Task material:
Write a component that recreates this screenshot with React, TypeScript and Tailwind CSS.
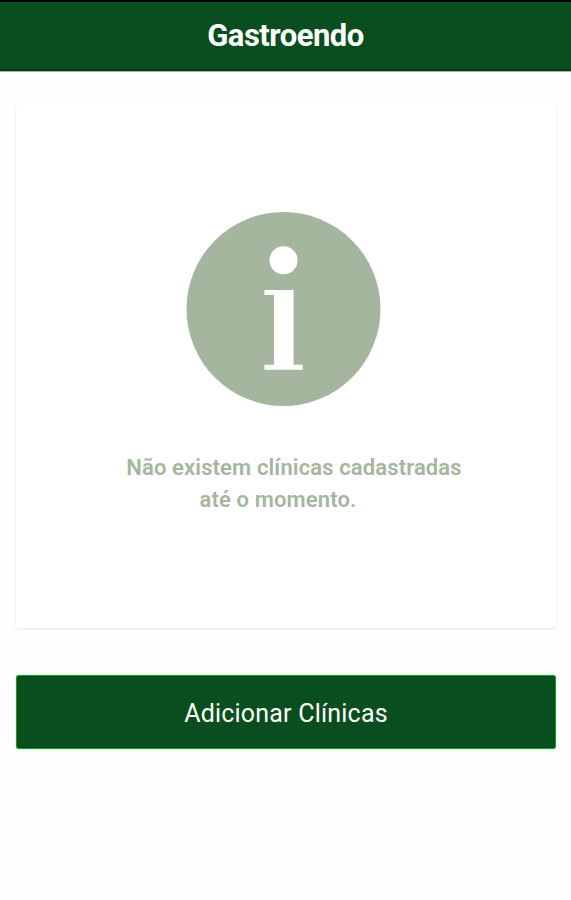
export default function App() {
  return (
    <div className="flex min-h-screen flex-col bg-[#fefefe] font-[Roboto,sans-serif]">
      <header className="flex h-[72px] items-center justify-center border-t-2 border-b border-t-black border-b-[#a3b5a0] bg-[#0a4d1e] shadow-[inset_0_-2px_0_#02400e]">
        <h1 className="text-[31px] font-bold tracking-[-0.5px] text-white">Gastroendo</h1>
      </header>

      <main className="flex flex-col pt-8 pr-[15px] pl-4">
        <section className="flex h-[524px] flex-col items-center rounded-sm bg-white pt-[107px] shadow-[0_1px_3px_rgba(0,0,0,0.1)]">
          <svg viewBox="0 0 194 194" className="mr-[5px] size-[195px]" aria-hidden="true">
            <circle cx="97" cy="97.5" r="96.5" fill="#a4b69e" />
            <circle cx="97" cy="49" r="14" fill="#fff" />
            <path d="M78 78.5h29v74.500h9v5H78v-5h9.500V83.500H78z" fill="#fff" />
          </svg>
          <p className="mt-[46px] text-center text-[22px] leading-8 font-semibold tracking-[0.13px] text-[#a4b69e]">
            <span className="block pl-4">Não existem clínicas cadastradas</span>
            <span className="block pr-4">até o momento.</span>
          </p>
        </section>

        <button
          type="button"
          className="mt-[47px] h-[74px] rounded-[3px] border border-[#0fa52b] bg-[#0a4d1e] pt-[3px] text-[25px] tracking-[0.2px] text-white shadow-[inset_0_0_0_1px_#05450f,0_0_1px_#12a52b]"
        >
          Adicionar Clínicas
        </button>
      </main>
    </div>
  )
}
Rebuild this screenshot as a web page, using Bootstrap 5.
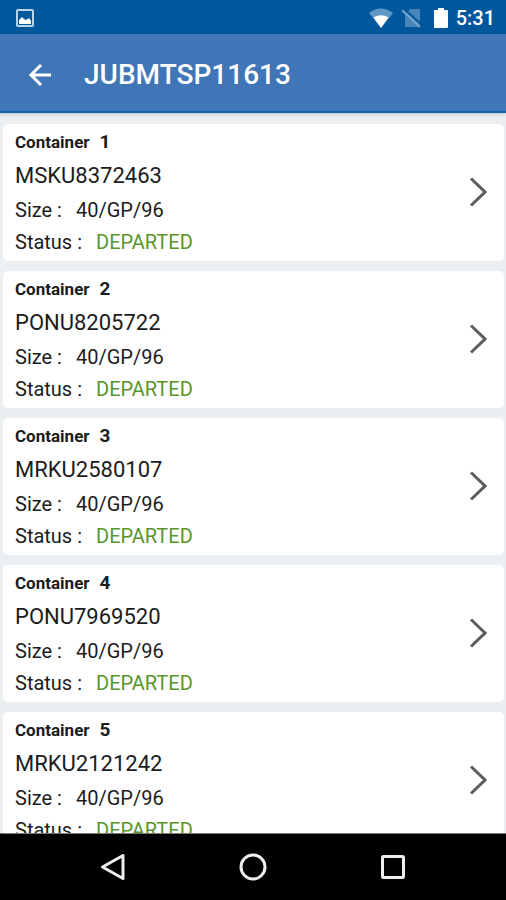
<!DOCTYPE html>
<html lang="en">
<head>
<meta charset="utf-8">
<meta name="viewport" content="width=device-width, initial-scale=1">
<title>JUBMTSP11613</title>
<link href="https://cdn.jsdelivr.net/npm/bootstrap@5.3.0/dist/css/bootstrap.min.css" rel="stylesheet">
<style>
body { font-family: Roboto, "Liberation Sans", sans-serif; background: #ebeff1; color: #1c1c1c; }
.status-bar { height: 34px; background: #00579b; padding: 2px 11px 0 16px; }
.status-time { font-size: 20px; line-height: 24px; font-weight: 500; }
.app-bar { height: 79px; background: #4075b8; border-bottom: 2px solid #0f64ae; box-shadow: 0 1px 3px #0003; padding: 4px 0 0 24px; z-index: 1; }
.app-title { font-size: 28px; line-height: 32px; font-weight: 500; }
.list-area { padding: 11px 2px 0 3px; gap: 10px; min-height: 0; }
.box-card { border-radius: 5px; padding: 2px 17px 3px 12px; }
.box-card:hover { background: #fafafa; }
.box-label { height: 32px; font-size: 17px; line-height: 32px; font-weight: 700; gap: 10px; }
.box-index { font-size: 19px; }
.box-number { font-size: 22px; line-height: 36px; }
.box-line { font-size: 20px; line-height: 32px; gap: 14px; }
.departed { color: #58962a; }
.nav-keys { height: 67px; background: #000; border-top: 1px solid #777; padding: 0 43px; }
svg { display: block; flex-shrink: 0; }
</style>
<script src="https://cdn.jsdelivr.net/npm/bootstrap@5.3.0/dist/js/bootstrap.bundle.min.js"></script>
</head>
<body class="vh-100 d-flex flex-column overflow-hidden">
<div class="status-bar d-flex align-items-center flex-shrink-0 text-white">
  <svg width="18" height="18" viewBox="0 0 18 18" role="img" aria-label="Screenshot saved"><rect x="1" y="1" width="16" height="16" rx="1" fill="none" stroke="#b9d5ec" stroke-width="2"/><path d="M3 15V11L6 8L8 10L10 11L13 9L15 12V15Z" fill="#fff"/></svg>
  <div class="d-flex align-items-center ms-auto">
    <svg width="26" height="20" viewBox="0 0 26 20" role="img" aria-label="Wi-Fi"><path d="M1 5Q13-4 25 5L13 20Z" fill="#5f97c5"/><path d="M5.500 9.500Q13 5 20.500 9.500L13 20Z" fill="#fff"/></svg>
    <svg class="ms-2" width="20" height="20" viewBox="0 0 20 20" role="img" aria-label="No SIM"><path d="M8 1H17L18 2V18L17 19H3V7Z" fill="#4686ba"/><path d="M1 0L20 17" stroke="#00579b" stroke-width="2"/><path d="M0 2L18 19" stroke="#74a5cc" stroke-width="2"/></svg>
    <svg class="ms-2 me-1" width="22" height="22" viewBox="0 0 22 22" role="img" aria-label="Battery"><path d="M8 1H14V3H17Q18 3 18 4V20Q18 21 17 21H5Q4 21 4 20V4Q4 3 5 3H8Z" fill="#fff"/></svg>
    <span class="status-time">5:31</span>
  </div>
</div>
<header class="app-bar d-flex align-items-center flex-shrink-0 position-relative text-white">
  <button type="button" class="btn p-1 border-0 text-white" aria-label="Back"><svg width="24" height="24" viewBox="0 0 24 24" fill="none" stroke="currentColor" stroke-width="3"><path d="M23 12H3M13 2L3 12L13 22"/></svg></button>
  <h1 class="app-title mb-0 ms-4 ps-1">JUBMTSP11613</h1>
</header>
<main class="list-area d-flex flex-column flex-grow-1 overflow-hidden" id="containers"></main>
<nav class="nav-keys d-flex align-items-center justify-content-around flex-shrink-0" aria-label="System">
  <button type="button" class="btn p-1 border-0 text-white" aria-label="Back"><svg width="28" height="28" viewBox="0 0 28 28" fill="none" stroke="#eee" stroke-width="3" stroke-linejoin="round"><path d="M24 2.500V25.500L3.500 14Z"/></svg></button>
  <button type="button" class="btn p-1 border-0 text-white" aria-label="Home"><svg width="28" height="28" viewBox="0 0 28 28" fill="none" stroke="#eee" stroke-width="3"><circle cx="14" cy="14" r="12"/></svg></button>
  <button type="button" class="btn p-1 border-0 text-white" aria-label="Recent apps"><svg width="28" height="28" viewBox="0 0 28 28" fill="none" stroke="#eee" stroke-width="3"><rect x="3.500" y="3.500" width="21" height="21" rx="1"/></svg></button>
</nav>
<script>
const numbers = ["MSKU8372463", "PONU8205722", "MRKU2580107", "PONU7969520", "MRKU2121242"];
document.getElementById("containers").innerHTML = numbers.map((number, i) => `
  <a href="#${number}" class="box-card d-flex align-items-center justify-content-between flex-shrink-0 bg-white text-reset text-decoration-none">
    <div>
      <div class="box-label d-flex align-items-baseline"><span>Container</span><span class="box-index">${i + 1}</span></div>
      <div class="box-number">${number}</div>
      <div class="box-line d-flex"><span>Size :</span><span>40/GP/96</span></div>
      <div class="box-line d-flex"><span>Status :</span><span class="departed">DEPARTED</span></div>
    </div>
    <svg width="18" height="30" viewBox="0 0 18 30" fill="none" stroke="#5c5c5c" stroke-width="3" aria-hidden="true"><path d="M2 1.500L16 15L2 28.500"/></svg>
  </a>`).join("");
</script>
</body>
</html>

Goal: Without including any picture, retype the entries exactly.

Written solution:
Write a component that recreates this screenshot with React, TypeScript and Tailwind CSS.
export default function App() {
  return (
    <div className="flex min-h-screen flex-col bg-[#fefefe] font-[Roboto,sans-serif]">
      <header className="flex h-[72px] items-center justify-center border-t-2 border-b border-t-black border-b-[#a3b5a0] bg-[#0a4d1e] shadow-[inset_0_-2px_0_#02400e]">
        <h1 className="text-[31px] font-bold tracking-[-0.5px] text-white">Gastroendo</h1>
      </header>

      <main className="flex flex-col pt-8 pr-[15px] pl-4">
        <section className="flex h-[524px] flex-col items-center rounded-sm bg-white pt-[107px] shadow-[0_1px_3px_rgba(0,0,0,0.1)]">
          <svg viewBox="0 0 194 194" className="mr-[5px] size-[195px]" aria-hidden="true">
            <circle cx="97" cy="97.5" r="96.5" fill="#a4b69e" />
            <circle cx="97" cy="49" r="14" fill="#fff" />
            <path d="M78 78.5h29v74.500h9v5H78v-5h9.500V83.500H78z" fill="#fff" />
          </svg>
          <p className="mt-[46px] text-center text-[22px] leading-8 font-semibold tracking-[0.13px] text-[#a4b69e]">
            <span className="block pl-4">Não existem clínicas cadastradas</span>
            <span className="block pr-4">até o momento.</span>
          </p>
        </section>

        <button
          type="button"
          className="mt-[47px] h-[74px] rounded-[3px] border border-[#0fa52b] bg-[#0a4d1e] pt-[3px] text-[25px] tracking-[0.2px] text-white shadow-[inset_0_0_0_1px_#05450f,0_0_1px_#12a52b]"
        >
          Adicionar Clínicas
        </button>
      </main>
    </div>
  )
}
Rebuild this screenshot as a web page, using Bootstrap 5.
<!DOCTYPE html>
<html lang="en">
<head>
<meta charset="utf-8">
<meta name="viewport" content="width=device-width, initial-scale=1">
<title>JUBMTSP11613</title>
<link href="https://cdn.jsdelivr.net/npm/bootstrap@5.3.0/dist/css/bootstrap.min.css" rel="stylesheet">
<style>
body { font-family: Roboto, "Liberation Sans", sans-serif; background: #ebeff1; color: #1c1c1c; }
.status-bar { height: 34px; background: #00579b; padding: 2px 11px 0 16px; }
.status-time { font-size: 20px; line-height: 24px; font-weight: 500; }
.app-bar { height: 79px; background: #4075b8; border-bottom: 2px solid #0f64ae; box-shadow: 0 1px 3px #0003; padding: 4px 0 0 24px; z-index: 1; }
.app-title { font-size: 28px; line-height: 32px; font-weight: 500; }
.list-area { padding: 11px 2px 0 3px; gap: 10px; min-height: 0; }
.box-card { border-radius: 5px; padding: 2px 17px 3px 12px; }
.box-card:hover { background: #fafafa; }
.box-label { height: 32px; font-size: 17px; line-height: 32px; font-weight: 700; gap: 10px; }
.box-index { font-size: 19px; }
.box-number { font-size: 22px; line-height: 36px; }
.box-line { font-size: 20px; line-height: 32px; gap: 14px; }
.departed { color: #58962a; }
.nav-keys { height: 67px; background: #000; border-top: 1px solid #777; padding: 0 43px; }
svg { display: block; flex-shrink: 0; }
</style>
<script src="https://cdn.jsdelivr.net/npm/bootstrap@5.3.0/dist/js/bootstrap.bundle.min.js"></script>
</head>
<body class="vh-100 d-flex flex-column overflow-hidden">
<div class="status-bar d-flex align-items-center flex-shrink-0 text-white">
  <svg width="18" height="18" viewBox="0 0 18 18" role="img" aria-label="Screenshot saved"><rect x="1" y="1" width="16" height="16" rx="1" fill="none" stroke="#b9d5ec" stroke-width="2"/><path d="M3 15V11L6 8L8 10L10 11L13 9L15 12V15Z" fill="#fff"/></svg>
  <div class="d-flex align-items-center ms-auto">
    <svg width="26" height="20" viewBox="0 0 26 20" role="img" aria-label="Wi-Fi"><path d="M1 5Q13-4 25 5L13 20Z" fill="#5f97c5"/><path d="M5.500 9.500Q13 5 20.500 9.500L13 20Z" fill="#fff"/></svg>
    <svg class="ms-2" width="20" height="20" viewBox="0 0 20 20" role="img" aria-label="No SIM"><path d="M8 1H17L18 2V18L17 19H3V7Z" fill="#4686ba"/><path d="M1 0L20 17" stroke="#00579b" stroke-width="2"/><path d="M0 2L18 19" stroke="#74a5cc" stroke-width="2"/></svg>
    <svg class="ms-2 me-1" width="22" height="22" viewBox="0 0 22 22" role="img" aria-label="Battery"><path d="M8 1H14V3H17Q18 3 18 4V20Q18 21 17 21H5Q4 21 4 20V4Q4 3 5 3H8Z" fill="#fff"/></svg>
    <span class="status-time">5:31</span>
  </div>
</div>
<header class="app-bar d-flex align-items-center flex-shrink-0 position-relative text-white">
  <button type="button" class="btn p-1 border-0 text-white" aria-label="Back"><svg width="24" height="24" viewBox="0 0 24 24" fill="none" stroke="currentColor" stroke-width="3"><path d="M23 12H3M13 2L3 12L13 22"/></svg></button>
  <h1 class="app-title mb-0 ms-4 ps-1">JUBMTSP11613</h1>
</header>
<main class="list-area d-flex flex-column flex-grow-1 overflow-hidden" id="containers"></main>
<nav class="nav-keys d-flex align-items-center justify-content-around flex-shrink-0" aria-label="System">
  <button type="button" class="btn p-1 border-0 text-white" aria-label="Back"><svg width="28" height="28" viewBox="0 0 28 28" fill="none" stroke="#eee" stroke-width="3" stroke-linejoin="round"><path d="M24 2.500V25.500L3.500 14Z"/></svg></button>
  <button type="button" class="btn p-1 border-0 text-white" aria-label="Home"><svg width="28" height="28" viewBox="0 0 28 28" fill="none" stroke="#eee" stroke-width="3"><circle cx="14" cy="14" r="12"/></svg></button>
  <button type="button" class="btn p-1 border-0 text-white" aria-label="Recent apps"><svg width="28" height="28" viewBox="0 0 28 28" fill="none" stroke="#eee" stroke-width="3"><rect x="3.500" y="3.500" width="21" height="21" rx="1"/></svg></button>
</nav>
<script>
const numbers = ["MSKU8372463", "PONU8205722", "MRKU2580107", "PONU7969520", "MRKU2121242"];
document.getElementById("containers").innerHTML = numbers.map((number, i) => `
  <a href="#${number}" class="box-card d-flex align-items-center justify-content-between flex-shrink-0 bg-white text-reset text-decoration-none">
    <div>
      <div class="box-label d-flex align-items-baseline"><span>Container</span><span class="box-index">${i + 1}</span></div>
      <div class="box-number">${number}</div>
      <div class="box-line d-flex"><span>Size :</span><span>40/GP/96</span></div>
      <div class="box-line d-flex"><span>Status :</span><span class="departed">DEPARTED</span></div>
    </div>
    <svg width="18" height="30" viewBox="0 0 18 30" fill="none" stroke="#5c5c5c" stroke-width="3" aria-hidden="true"><path d="M2 1.500L16 15L2 28.500"/></svg>
  </a>`).join("");
</script>
</body>
</html>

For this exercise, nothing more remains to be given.